Test suite contains test cases meant for varied program requirements. Out of evolution the test suite grows and few test cases may become redundant. Thus, not all test cases need to be used for conducting regression testing. Coverage based test suite reduction techniques help in keeping test cases based on the coverage requirement used and the redundant ones based on the coverage requirement are removed. But the test case removed because it is redundant with respect to a coverage requirement may not be redundant with respect to another coverage requirement. Further the coverage based test suite reduction technique does not address the dynamic behavior of software. There is no room to bring in the importance of the frequent usage of functionality, complex conditional block capable of revealing more faults and sequence of unusual branches taken, which shows the possibility of having fault. The execution pattern of software throws light on information like, what part of the software gets executed often, what are the functionalities used repeatedly, critical functions, coverage information, and detail about whether a branch is taken or not. Rather than reducing test suite based on coverage information (Gregory, Matt, Michael, & Mats, 2015), if the execution behavior of the software can be profiled and analyzed, then more relevant test cases which are more fault revealing can be selected. Identifying and using vital information for deciding or selecting relevant test cases plays an important role (Johny, Mor, Pnina, & Yaron, 2013).

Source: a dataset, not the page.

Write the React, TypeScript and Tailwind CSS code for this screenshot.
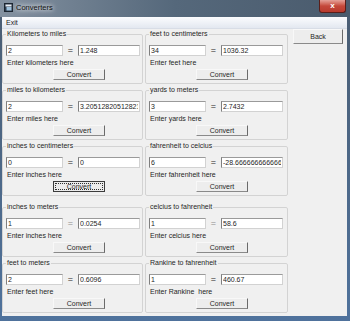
import React from 'react';

interface Conv {
  title: string;
  input: string;
  result: string;
  hint: string;
  dimEq?: boolean;
  focused?: boolean;
  extraTop?: boolean;
}

const left: Conv[] = [
  { title: 'Kilometers to miles', input: '2', result: '1.248', hint: 'Enter kilometers here' },
  { title: 'miles to kilometers', input: '2', result: '3.20512820512821', hint: 'Enter miles here' },
  { title: 'inches to centimeters', input: '0', result: '0', hint: 'Enter inches here', focused: true },
  { title: 'inches to meters', input: '1', result: '0.0254', hint: 'Enter inches here', dimEq: true, extraTop: true },
  { title: 'feet to meters', input: '2', result: '0.6096', hint: 'Enter feet here' },
];

const right: Conv[] = [
  { title: 'feet to centimeters', input: '34', result: '1036.32', hint: 'Enter feet here' },
  { title: 'yards to meters', input: '3', result: '2.7432', hint: 'Enter yards here' },
  { title: 'fahrenheit to celcius', input: '6', result: '-28.6666666666666', hint: 'Enter fahrenheit here' },
  { title: 'celcius to fahrenheit', input: '1', result: '58.6', hint: 'Enter celcius here', dimEq: true, extraTop: true },
  { title: 'Rankine to  fahrenheit', input: '1', result: '460.67', hint: 'Enter Rankine  here' },
];

const inputCls =
  'h-[11px] bg-white border border-[#d2d2d2] border-l-[#7f7f7f] border-t-[#9a9a9a] px-[1px] text-[7px] leading-[9px] text-[#262626] outline-none whitespace-pre';

function ConvertButton({ focused }: { focused?: boolean }) {
  if (focused) {
    return (
      <button className="ml-[50px] w-[52px] h-[11px] bg-[#ececec] border border-[#3c3c3c] p-[1px] flex">
        <span className="flex-1 border border-dotted border-[#303030] flex items-center justify-center text-[7px] leading-[7px] text-[#262626]">
          Convert
        </span>
      </button>
    );
  }
  return (
    <button className="ml-[50px] w-[52px] h-[11px] bg-[#ededed] border border-[#f8f8f8] border-r-[#6a6a6a] border-b-[#8a8a8a] flex items-center justify-center text-[7px] leading-[7px] text-[#262626]">
      Convert
    </button>
  );
}

function Group({ c }: { c: Conv }) {
  return (
    <fieldset
      className={`h-[54px] border border-[#d3d3d3] rounded-[2px] flex flex-col ${c.extraTop ? 'mt-[5px]' : ''}`}
    >
      <legend className="ml-[3px] px-[1px] text-[7px] leading-[8px] text-[#262626]">{c.title}</legend>
      <div className="flex items-center pl-[3px] mt-[7px]">
        <input readOnly value={c.input} className={`${inputCls} w-[57px]`} />
        <span
          className={`w-[15px] text-center text-[9px] leading-[9px] ${c.dimEq ? 'text-[#8c8c8c]' : 'text-[#262626]'}`}
        >
          =
        </span>
        <input readOnly value={c.result} className={`${inputCls} w-[62px]`} />
      </div>
      <div className="pl-[4px] mt-[3px] text-[7px] leading-[8px] text-[#262626] whitespace-pre">{c.hint}</div>
      <div className="mt-[2px] flex">
        <ConvertButton focused={c.focused} />
      </div>
    </fieldset>
  );
}

function AppIcon() {
  return (
    <svg width="9" height="9" viewBox="0 0 9 9">
      <rect x="0.5" y="0.5" width="8" height="8" fill="#2d3b4c" stroke="#1b2530" />
      <rect x="1.5" y="1.5" width="6" height="2" fill="#e9eef4" />
      <rect x="2.5" y="4" width="5" height="3.5" fill="#9fc3de" />
    </svg>
  );
}

export default function App() {
  return (
    <div
      className="w-[350px] h-[321px] bg-gradient-to-b from-[#4a5d72] to-[#4f729c] flex flex-col overflow-hidden"
      style={{ fontFamily: '"Liberation Sans", Arial, sans-serif' }}
    >
      {/* Title bar */}
      <div className="h-[17px] flex items-start bg-gradient-to-r from-[#8391a0] via-[#55687b] to-[#4a5b6d]">
        <div className="flex items-center gap-[3px] pl-[4px] pt-[3px]">
          <AppIcon />
          <span
            className="text-[7.5px] leading-[9px] text-[#111]"
            style={{ textShadow: '0 0 4px #fff, 0 0 6px #fff' }}
          >
            Converters
          </span>
        </div>
        <div className="ml-auto mr-[4px] w-[27px] h-[13px] rounded-b-[3px] border border-t-0 border-[#5a1e1a] bg-gradient-to-b from-[#e4a199] via-[#c4483b] to-[#b83a2d] flex items-center justify-center">
          <span className="text-white text-[8px] leading-[8px] font-bold">x</span>
        </div>
      </div>

      <div className="flex-1 ml-[2px] mr-[3px] flex flex-col">
        {/* Menu bar */}
        <div className="h-[12px] bg-gradient-to-b from-[#fbfcfe] to-[#e3e8f0] border-b border-[#d8dde6] flex items-center pl-[4px]">
          <span className="text-[7px] leading-[8px] text-[#1a1a1a]">Exit</span>
        </div>

        {/* Client area */}
        <div className="flex-1 bg-[#f0f0f0] flex items-start">
          <div className="grid grid-cols-[141px_143px] gap-x-[2px] gap-y-[2px] pt-[1px]">
            {left.map((c, i) => (
              <React.Fragment key={i}>
                <Group c={c} />
                <Group c={right[i]} />
              </React.Fragment>
            ))}
          </div>
          <button className="ml-auto mr-[4px] w-[50px] h-[15px] bg-[#ededed] border border-[#f8f8f8] border-r-[#6a6a6a] border-b-[#8a8a8a] flex items-center justify-center text-[7px] leading-[7px] text-[#262626]">
            Back
          </button>
        </div>
      </div>

      <div className="h-[5px]" />
    </div>
  );
}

Execution profile of a software contain the details of functionalities, blocks, branches, statements, conditions and the complex sequences of them exercised in the executions. The profile information collected can be analyzed using clustering technique (Michail & Nikolaus, 2013). Since clustering is a technique which helps in grouping candidates with similar behavior, test cases can be clustered based on execution pattern which are captured from execution profiles. Hence test cases can be selected based on dynamic behavior of software, rather than by coverage alone, which brings in hope for selecting more fault revealing test cases. This kind of selection is made possible by exploring the execution profile and identifying the complex combination of executions and rare sequence of executions which are more fault revealing. Execution profile based clustering technique based on function call profile has been used by Zhang et al. (2010).

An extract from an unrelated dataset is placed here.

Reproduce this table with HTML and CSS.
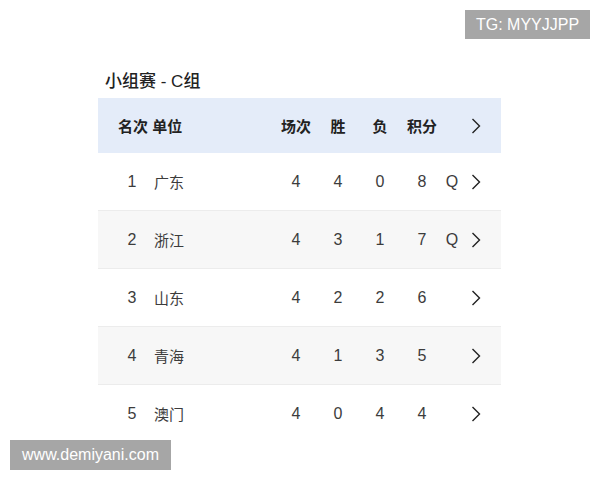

The persisting necessity to conduct effective regression testing is the main motivation behind this work. The sole focus is to improve existing test case selection approach so as to assist in regression testing. The review on existing works highlighted the importance of finding and using new decision making parameters. To incorporate all possible aspects, multiple parameters need to be identified and used (Arunasalam & Vidyasagar, 2017). Based on that, in this work, an execution profile based clustering technique, based on three new features namely, function frequency, branches taken and block percentage of the test suite is used. The test cases are executed and these features are extracted from their execution profile. The test cases are then clustered using K-means algorithm based on these extracted features. From the resulting test case clusters, required number of test cases is selected using the selection heuristic. First, one test case from each cluster is selected, and if there are more unsatisfied requirements, more test cases are selected from the clusters. Cluster holding fault revealing test case and cluster having unusual number of test cases are taken into consideration since they exhibit that behavior, those test cases are selected.